Eis por que motivo é decisivo para o
homem abrir-se à fé e conhecer Deus e o seu desígnio de salvação em Jesus
Cristo. No Evangelho é inaugurado um novo humanismo, uma autêntica «gramática»
do homem e de toda a realidade. O Catecismo
da Igreja Católica afirma: «A verdade de Deus é a sua
sabedoria, que comanda toda a ordem da criação e governo do mundo. Só Deus que,
sozinho, “criou o céu e a terra” (Sl 115, 15), pode dar o
conhecimento verdadeiro de todas as coisas criadas na sua relação com Ele» (n.
216).
Então, confiamos que o nosso
compromisso na evangelização ajuda a dar uma renovada centralidade ao Evangelho
na vida de muitos homens e mulheres do nosso tempo.

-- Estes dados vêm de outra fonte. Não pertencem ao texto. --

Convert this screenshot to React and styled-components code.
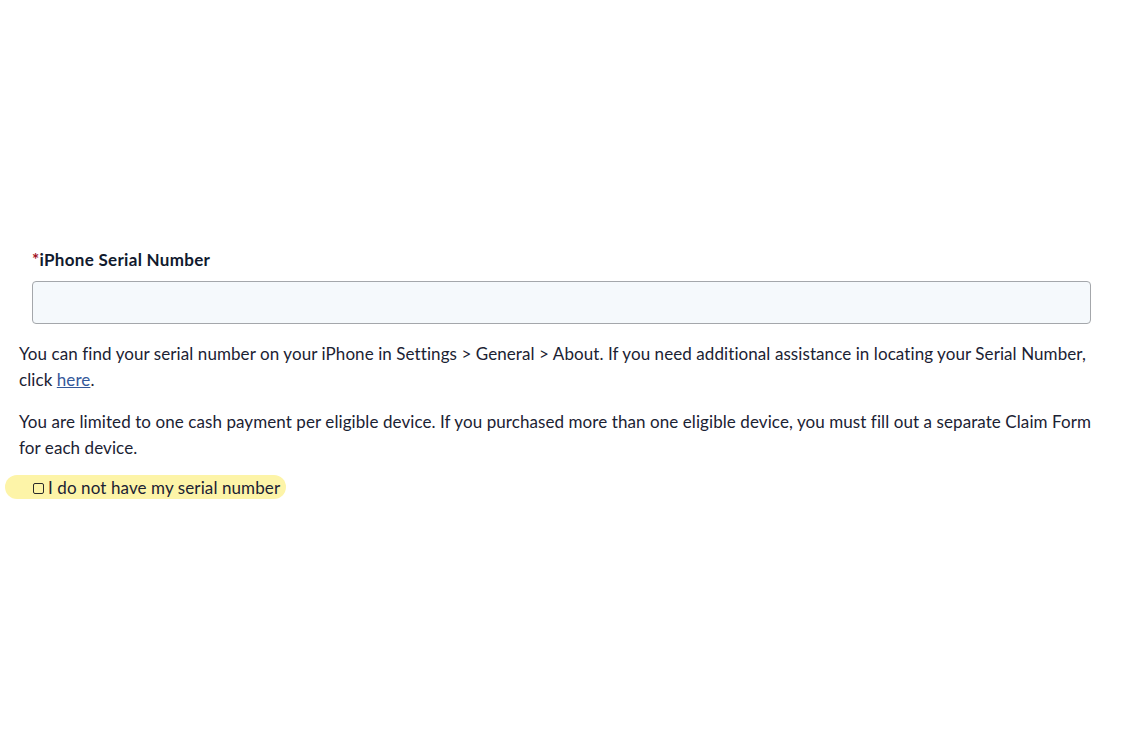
import React from "react";
import styled, { createGlobalStyle } from "styled-components";

const GlobalStyle = createGlobalStyle`
  html, body {
    margin: 0;
    padding: 0;
    background: #fff;
  }
  body {
    font-family: "Lato", "Liberation Sans", sans-serif;
    color: #1b2233;
  }
`;

const Page = styled.main`
  padding: 249px 19px 0 19px;
  width: 1087px;
`;

const Field = styled.div`
  padding: 0 15px 0 13px;
  display: flex;
  flex-direction: column;
  gap: 10px;
`;

const Label = styled.label`
  font-size: 17px;
  font-weight: 700;
  line-height: 22px;
  letter-spacing: 0.3px;
  color: #111a2e;
`;

const Required = styled.span`
  color: #a3121f;
`;

const Input = styled.input`
  box-sizing: border-box;
  height: 43px;
  width: 100%;
  border: 1px solid #a4a7ab;
  border-radius: 4px;
  background: #f5f9fc;
  font: inherit;
  padding: 0 12px;
`;

const Text = styled.p`
  margin: ${(p) => p.$top || 0}px 0 0;
  font-size: 17px;
  line-height: 26px;
  letter-spacing: 0.08px;
`;

const Link = styled.a`
  color: #34589a;
  text-decoration: underline;
`;

const CheckRow = styled.label`
  margin: 14px 0 0 -14px;
  display: inline-flex;
  align-items: center;
  gap: 4px;
  height: 24px;
  padding: 0 6px 0 28px;
  background: #fdf4a8;
  border-radius: 12px;
  font-size: 17px;
  letter-spacing: 0.1px;
`;

const Box = styled.span`
  box-sizing: border-box;
  width: 11px;
  height: 11px;
  border: 1px solid #2a2a2a;
  border-radius: 2px;
  margin-top: 3px;
`;

export default function App() {
  return (
    <>
      <GlobalStyle />
      <Page>
        <Field>
          <Label>
            <Required>*</Required>iPhone Serial Number
          </Label>
          <Input type="text" />
        </Field>
        <Text $top={17}>
          You can find your serial number on your iPhone in Settings &gt; General &gt; About. If you need additional
          assistance in locating your Serial Number, click <Link href="#">here</Link>.
        </Text>
        <Text $top={16}>
          You are limited to one cash payment per eligible device. If you purchased more than one eligible device, you
          must fill out a separate Claim Form for each device.
        </Text>
        <CheckRow>
          <Box />
          I do not have my serial number
        </CheckRow>
      </Page>
    </>
  );
}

E oremos a fim de que todos
voltem a encontrar em Cristo o sentido da existência e o fundamento da
verdadeira liberdade: com efeito, sem Deus o homem perde-se a si próprio. Os
testemunhos de quantos nos precederam e dedicaram a sua vida ao Evangelho
confirmam-no para sempre. Crer é razoável, está em jogo a nossa existência.
Vale a pena despender-se por Cristo, o único que sacia os desejos de verdade e
de bem arraigados na alma de cada homem: agora, no tempo que passa, e no dia
sem ocaso da Eternidade bem-aventurada.